Exercise material:
"""

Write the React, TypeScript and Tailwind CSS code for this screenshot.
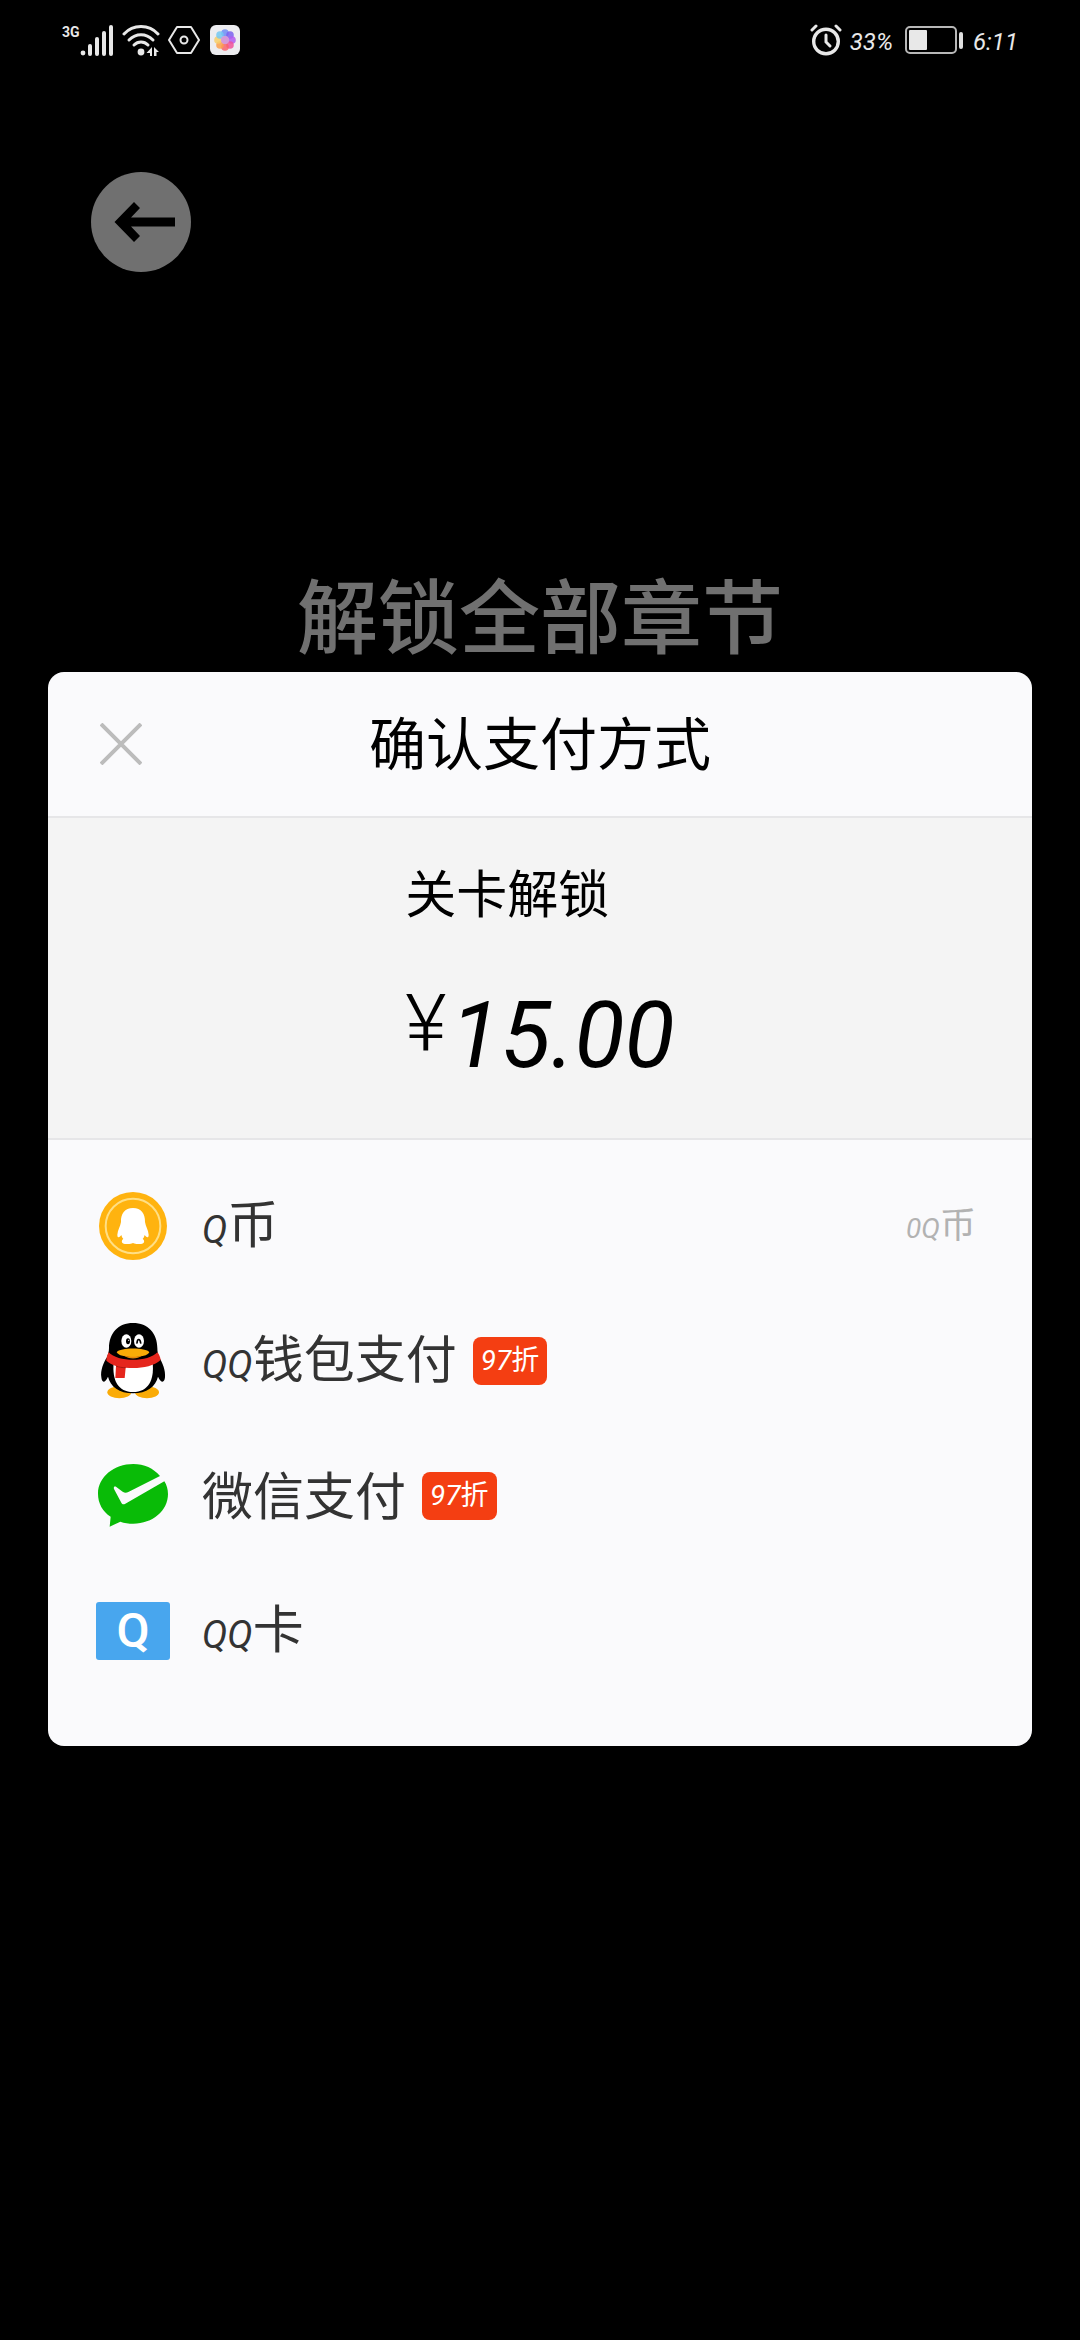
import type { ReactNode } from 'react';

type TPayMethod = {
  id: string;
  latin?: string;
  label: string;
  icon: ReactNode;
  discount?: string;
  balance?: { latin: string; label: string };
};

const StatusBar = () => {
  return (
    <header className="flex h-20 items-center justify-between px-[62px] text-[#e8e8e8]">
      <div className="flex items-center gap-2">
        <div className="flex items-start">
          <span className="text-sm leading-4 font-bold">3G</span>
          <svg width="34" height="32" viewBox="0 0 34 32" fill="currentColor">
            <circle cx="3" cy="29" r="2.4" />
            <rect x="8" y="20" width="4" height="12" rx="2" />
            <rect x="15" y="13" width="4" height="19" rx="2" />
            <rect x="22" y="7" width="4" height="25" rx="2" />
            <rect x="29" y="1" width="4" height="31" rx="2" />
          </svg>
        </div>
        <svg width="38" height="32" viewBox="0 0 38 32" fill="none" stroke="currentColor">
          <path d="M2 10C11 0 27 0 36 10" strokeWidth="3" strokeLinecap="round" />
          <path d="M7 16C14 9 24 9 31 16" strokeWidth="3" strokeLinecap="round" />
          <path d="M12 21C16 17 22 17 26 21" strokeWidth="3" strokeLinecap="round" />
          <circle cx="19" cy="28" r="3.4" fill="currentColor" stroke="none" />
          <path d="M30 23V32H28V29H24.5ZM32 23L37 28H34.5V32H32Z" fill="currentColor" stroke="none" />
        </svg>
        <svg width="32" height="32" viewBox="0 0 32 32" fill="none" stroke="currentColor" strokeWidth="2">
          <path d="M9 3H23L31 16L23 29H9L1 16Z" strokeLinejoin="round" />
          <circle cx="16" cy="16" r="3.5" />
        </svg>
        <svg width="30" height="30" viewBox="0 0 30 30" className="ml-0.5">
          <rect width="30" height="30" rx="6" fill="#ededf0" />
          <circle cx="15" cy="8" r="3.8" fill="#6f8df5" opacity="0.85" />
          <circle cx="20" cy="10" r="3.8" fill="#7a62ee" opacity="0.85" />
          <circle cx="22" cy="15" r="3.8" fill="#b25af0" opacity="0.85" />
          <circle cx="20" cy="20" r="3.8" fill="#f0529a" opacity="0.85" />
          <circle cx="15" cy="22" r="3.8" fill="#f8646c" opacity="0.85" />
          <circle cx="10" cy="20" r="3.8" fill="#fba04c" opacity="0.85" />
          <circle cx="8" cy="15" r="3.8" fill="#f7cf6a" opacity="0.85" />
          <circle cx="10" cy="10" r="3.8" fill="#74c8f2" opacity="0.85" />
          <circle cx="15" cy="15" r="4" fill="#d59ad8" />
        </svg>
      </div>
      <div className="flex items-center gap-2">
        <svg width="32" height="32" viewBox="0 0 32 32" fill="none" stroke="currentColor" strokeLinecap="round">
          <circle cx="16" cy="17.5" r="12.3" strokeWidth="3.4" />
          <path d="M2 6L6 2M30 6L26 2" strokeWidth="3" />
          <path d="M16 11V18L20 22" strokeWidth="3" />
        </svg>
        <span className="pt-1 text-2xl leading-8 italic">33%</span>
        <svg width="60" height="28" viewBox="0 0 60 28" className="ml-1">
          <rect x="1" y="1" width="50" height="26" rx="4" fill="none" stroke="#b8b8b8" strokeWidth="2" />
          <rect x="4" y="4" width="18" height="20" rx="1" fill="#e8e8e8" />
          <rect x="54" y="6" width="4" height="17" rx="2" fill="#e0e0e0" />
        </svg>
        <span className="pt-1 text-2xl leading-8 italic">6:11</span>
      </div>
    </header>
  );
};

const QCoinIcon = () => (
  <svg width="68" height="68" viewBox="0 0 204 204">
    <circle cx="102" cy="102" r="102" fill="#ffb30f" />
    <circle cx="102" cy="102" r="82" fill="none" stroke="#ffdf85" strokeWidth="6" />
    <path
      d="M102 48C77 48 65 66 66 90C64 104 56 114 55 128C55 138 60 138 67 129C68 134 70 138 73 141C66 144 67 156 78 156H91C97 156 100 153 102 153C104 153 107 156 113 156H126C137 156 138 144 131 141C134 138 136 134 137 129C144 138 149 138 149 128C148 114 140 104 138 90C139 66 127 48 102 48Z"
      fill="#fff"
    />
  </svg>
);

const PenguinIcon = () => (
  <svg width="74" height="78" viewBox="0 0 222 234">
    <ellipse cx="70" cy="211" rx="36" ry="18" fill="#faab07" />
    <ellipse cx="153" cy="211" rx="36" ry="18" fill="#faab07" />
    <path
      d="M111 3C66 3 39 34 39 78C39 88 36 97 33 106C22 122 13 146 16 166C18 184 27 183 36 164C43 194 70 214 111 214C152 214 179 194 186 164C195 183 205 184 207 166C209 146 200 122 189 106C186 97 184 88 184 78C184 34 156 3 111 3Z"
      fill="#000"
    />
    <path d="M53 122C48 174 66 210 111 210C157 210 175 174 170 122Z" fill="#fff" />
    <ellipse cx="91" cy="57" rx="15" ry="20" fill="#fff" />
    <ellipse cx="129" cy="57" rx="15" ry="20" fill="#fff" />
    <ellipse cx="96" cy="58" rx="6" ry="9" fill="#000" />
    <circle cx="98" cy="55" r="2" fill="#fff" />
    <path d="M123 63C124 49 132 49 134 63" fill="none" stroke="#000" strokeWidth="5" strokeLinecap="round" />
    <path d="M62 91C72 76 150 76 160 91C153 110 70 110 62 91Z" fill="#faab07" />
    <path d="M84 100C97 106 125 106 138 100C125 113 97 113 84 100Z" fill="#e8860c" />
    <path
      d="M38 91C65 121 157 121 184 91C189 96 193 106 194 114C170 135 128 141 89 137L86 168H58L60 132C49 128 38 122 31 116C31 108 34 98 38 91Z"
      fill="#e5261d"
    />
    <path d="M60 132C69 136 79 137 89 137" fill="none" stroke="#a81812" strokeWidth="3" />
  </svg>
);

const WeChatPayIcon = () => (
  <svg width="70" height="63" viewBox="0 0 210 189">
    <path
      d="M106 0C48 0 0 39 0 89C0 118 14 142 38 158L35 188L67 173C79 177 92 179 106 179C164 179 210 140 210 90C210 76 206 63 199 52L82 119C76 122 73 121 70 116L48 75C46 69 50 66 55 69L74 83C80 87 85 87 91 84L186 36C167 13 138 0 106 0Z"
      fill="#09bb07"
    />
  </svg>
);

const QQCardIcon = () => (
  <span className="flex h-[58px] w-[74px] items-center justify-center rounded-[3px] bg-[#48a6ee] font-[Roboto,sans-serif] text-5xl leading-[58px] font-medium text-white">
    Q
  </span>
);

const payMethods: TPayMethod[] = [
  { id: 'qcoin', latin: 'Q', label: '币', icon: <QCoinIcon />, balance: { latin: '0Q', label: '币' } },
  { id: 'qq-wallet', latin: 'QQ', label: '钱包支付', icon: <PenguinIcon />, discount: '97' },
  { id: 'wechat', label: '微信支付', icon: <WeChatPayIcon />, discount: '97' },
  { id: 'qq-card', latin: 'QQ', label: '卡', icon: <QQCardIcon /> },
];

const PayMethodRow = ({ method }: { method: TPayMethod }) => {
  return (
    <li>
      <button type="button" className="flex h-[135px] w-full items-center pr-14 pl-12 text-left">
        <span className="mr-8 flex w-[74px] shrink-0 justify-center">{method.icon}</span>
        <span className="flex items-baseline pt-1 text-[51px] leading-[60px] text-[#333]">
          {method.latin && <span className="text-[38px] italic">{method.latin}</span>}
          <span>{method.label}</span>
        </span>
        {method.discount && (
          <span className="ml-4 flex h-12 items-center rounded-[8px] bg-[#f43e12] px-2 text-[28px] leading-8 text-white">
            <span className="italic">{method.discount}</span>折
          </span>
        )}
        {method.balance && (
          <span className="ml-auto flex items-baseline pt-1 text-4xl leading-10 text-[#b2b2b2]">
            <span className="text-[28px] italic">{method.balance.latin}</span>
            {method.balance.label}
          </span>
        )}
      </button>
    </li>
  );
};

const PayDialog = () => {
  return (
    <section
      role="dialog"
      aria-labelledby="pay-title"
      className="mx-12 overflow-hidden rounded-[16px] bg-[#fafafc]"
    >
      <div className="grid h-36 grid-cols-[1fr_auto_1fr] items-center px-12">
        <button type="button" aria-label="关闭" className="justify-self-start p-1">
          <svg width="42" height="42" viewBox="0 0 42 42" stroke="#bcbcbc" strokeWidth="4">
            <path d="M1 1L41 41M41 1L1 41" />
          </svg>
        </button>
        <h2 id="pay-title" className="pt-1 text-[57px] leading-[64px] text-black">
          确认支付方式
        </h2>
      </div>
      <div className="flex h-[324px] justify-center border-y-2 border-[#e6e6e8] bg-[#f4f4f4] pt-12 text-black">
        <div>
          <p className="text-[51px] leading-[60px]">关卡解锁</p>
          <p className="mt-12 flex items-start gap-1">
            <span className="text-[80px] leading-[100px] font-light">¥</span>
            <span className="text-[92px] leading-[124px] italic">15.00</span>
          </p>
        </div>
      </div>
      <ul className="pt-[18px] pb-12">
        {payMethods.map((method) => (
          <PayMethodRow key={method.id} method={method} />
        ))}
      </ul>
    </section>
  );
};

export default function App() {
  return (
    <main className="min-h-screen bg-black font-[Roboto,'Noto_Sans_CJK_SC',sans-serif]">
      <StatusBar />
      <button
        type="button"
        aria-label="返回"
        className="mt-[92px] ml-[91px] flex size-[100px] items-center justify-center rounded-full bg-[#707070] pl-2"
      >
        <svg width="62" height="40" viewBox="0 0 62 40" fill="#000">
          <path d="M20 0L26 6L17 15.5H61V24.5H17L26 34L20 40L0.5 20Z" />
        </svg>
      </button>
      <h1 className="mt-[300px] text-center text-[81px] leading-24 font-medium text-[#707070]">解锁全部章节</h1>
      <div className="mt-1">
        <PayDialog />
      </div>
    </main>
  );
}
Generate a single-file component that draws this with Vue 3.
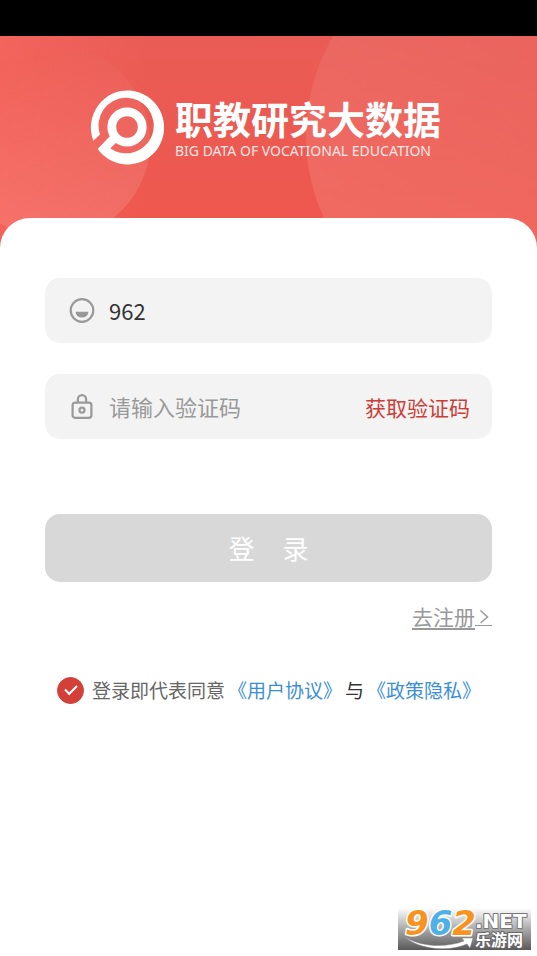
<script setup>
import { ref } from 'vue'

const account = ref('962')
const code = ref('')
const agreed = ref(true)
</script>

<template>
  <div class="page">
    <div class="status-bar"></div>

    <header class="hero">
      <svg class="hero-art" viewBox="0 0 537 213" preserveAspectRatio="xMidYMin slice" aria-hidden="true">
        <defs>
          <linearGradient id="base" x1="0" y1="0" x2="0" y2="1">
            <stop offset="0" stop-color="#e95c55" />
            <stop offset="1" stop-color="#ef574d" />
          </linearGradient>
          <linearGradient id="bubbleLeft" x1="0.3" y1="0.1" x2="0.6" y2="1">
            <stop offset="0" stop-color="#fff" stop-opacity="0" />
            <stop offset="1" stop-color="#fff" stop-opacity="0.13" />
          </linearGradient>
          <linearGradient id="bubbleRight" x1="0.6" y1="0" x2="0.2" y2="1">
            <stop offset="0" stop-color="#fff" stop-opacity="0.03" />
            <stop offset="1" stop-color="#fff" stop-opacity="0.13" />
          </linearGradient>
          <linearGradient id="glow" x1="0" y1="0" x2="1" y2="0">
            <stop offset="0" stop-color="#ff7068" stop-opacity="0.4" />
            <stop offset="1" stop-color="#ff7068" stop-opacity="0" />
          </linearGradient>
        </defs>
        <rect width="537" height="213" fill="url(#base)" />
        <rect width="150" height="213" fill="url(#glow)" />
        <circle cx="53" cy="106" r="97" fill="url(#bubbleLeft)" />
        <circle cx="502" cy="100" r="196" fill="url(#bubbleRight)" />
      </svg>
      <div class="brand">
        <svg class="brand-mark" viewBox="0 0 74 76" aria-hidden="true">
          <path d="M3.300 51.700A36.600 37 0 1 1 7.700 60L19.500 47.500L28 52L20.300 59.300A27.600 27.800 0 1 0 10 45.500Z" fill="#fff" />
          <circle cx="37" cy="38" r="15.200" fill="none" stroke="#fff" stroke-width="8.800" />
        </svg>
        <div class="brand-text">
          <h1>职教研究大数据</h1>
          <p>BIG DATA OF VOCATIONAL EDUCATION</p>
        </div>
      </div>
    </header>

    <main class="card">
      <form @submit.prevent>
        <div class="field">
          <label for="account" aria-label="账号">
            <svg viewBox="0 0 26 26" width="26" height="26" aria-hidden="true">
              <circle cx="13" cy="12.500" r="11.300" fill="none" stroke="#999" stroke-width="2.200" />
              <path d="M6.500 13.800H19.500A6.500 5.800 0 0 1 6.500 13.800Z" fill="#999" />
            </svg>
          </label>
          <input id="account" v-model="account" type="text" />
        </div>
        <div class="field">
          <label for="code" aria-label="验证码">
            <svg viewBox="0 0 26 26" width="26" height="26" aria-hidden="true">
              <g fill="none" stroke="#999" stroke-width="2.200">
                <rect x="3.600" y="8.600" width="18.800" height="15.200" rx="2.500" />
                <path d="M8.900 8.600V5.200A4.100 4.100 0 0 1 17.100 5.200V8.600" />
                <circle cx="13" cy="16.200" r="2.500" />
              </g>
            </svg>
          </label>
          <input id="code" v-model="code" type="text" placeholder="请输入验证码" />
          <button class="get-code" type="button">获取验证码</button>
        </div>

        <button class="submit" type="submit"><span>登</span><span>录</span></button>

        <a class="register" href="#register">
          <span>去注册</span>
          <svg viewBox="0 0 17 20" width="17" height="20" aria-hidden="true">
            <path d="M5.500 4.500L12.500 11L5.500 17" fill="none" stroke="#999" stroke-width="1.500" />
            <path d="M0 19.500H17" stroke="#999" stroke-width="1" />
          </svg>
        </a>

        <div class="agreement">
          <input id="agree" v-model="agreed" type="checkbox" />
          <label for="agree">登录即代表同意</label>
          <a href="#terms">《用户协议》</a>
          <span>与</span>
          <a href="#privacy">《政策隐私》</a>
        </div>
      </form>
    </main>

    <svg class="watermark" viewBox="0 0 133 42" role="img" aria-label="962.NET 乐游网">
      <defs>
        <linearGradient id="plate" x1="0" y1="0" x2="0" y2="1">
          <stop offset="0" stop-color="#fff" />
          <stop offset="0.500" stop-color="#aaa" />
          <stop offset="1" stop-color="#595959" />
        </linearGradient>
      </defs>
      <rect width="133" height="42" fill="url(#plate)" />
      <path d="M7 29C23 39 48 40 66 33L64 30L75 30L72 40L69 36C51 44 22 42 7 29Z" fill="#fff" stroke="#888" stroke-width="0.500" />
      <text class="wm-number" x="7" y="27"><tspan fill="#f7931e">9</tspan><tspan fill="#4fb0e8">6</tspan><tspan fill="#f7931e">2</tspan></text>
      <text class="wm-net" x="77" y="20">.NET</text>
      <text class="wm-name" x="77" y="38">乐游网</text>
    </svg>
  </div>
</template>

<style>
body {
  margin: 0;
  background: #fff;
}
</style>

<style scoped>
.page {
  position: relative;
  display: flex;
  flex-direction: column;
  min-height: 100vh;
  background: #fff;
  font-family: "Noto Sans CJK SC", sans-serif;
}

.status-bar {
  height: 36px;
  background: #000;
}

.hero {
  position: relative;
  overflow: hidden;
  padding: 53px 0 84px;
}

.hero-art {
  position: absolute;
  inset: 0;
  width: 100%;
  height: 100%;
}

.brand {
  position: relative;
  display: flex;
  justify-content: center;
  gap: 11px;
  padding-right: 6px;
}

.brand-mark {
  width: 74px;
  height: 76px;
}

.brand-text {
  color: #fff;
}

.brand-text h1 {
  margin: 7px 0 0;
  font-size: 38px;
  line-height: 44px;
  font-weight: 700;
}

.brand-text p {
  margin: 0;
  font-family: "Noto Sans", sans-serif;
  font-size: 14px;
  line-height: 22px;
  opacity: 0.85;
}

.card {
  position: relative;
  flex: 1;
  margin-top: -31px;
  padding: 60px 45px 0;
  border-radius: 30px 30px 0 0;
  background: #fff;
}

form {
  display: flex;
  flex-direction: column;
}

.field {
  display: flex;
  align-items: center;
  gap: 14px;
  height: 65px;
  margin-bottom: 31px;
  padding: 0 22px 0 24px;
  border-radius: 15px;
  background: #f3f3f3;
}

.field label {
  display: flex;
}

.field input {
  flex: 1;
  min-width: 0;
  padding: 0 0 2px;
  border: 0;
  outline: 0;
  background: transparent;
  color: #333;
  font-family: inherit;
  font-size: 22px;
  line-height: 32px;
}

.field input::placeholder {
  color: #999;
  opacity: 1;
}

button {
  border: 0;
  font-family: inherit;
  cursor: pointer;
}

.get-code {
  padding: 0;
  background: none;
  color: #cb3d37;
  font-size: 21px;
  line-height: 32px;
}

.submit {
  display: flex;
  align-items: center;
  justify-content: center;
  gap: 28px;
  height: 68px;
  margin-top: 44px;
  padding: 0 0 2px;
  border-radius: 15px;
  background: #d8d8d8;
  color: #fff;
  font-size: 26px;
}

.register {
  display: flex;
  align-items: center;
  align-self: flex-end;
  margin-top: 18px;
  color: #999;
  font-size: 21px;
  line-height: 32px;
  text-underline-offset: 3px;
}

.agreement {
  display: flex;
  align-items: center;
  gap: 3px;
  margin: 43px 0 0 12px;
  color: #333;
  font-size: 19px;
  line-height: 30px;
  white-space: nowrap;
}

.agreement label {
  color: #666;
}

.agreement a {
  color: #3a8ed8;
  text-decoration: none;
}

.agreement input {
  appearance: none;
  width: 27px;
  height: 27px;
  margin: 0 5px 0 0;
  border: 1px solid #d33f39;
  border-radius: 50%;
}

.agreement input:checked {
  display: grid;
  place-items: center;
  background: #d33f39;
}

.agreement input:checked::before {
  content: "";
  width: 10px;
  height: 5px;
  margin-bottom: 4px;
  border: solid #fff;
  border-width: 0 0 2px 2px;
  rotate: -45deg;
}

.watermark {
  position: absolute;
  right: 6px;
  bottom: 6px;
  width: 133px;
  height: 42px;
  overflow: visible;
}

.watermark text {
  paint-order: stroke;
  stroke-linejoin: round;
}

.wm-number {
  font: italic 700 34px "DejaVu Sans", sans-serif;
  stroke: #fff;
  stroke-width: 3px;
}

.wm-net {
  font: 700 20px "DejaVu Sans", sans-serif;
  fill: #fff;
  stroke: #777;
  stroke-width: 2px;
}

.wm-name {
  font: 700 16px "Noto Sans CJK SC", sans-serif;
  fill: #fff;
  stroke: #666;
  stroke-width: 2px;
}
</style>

"""

What is expected: Copy each line of the data above that holds "this".

Answer to the problem:
Write the React, TypeScript and Tailwind CSS code for this screenshot.
Generate a single-file component that draws this with Vue 3.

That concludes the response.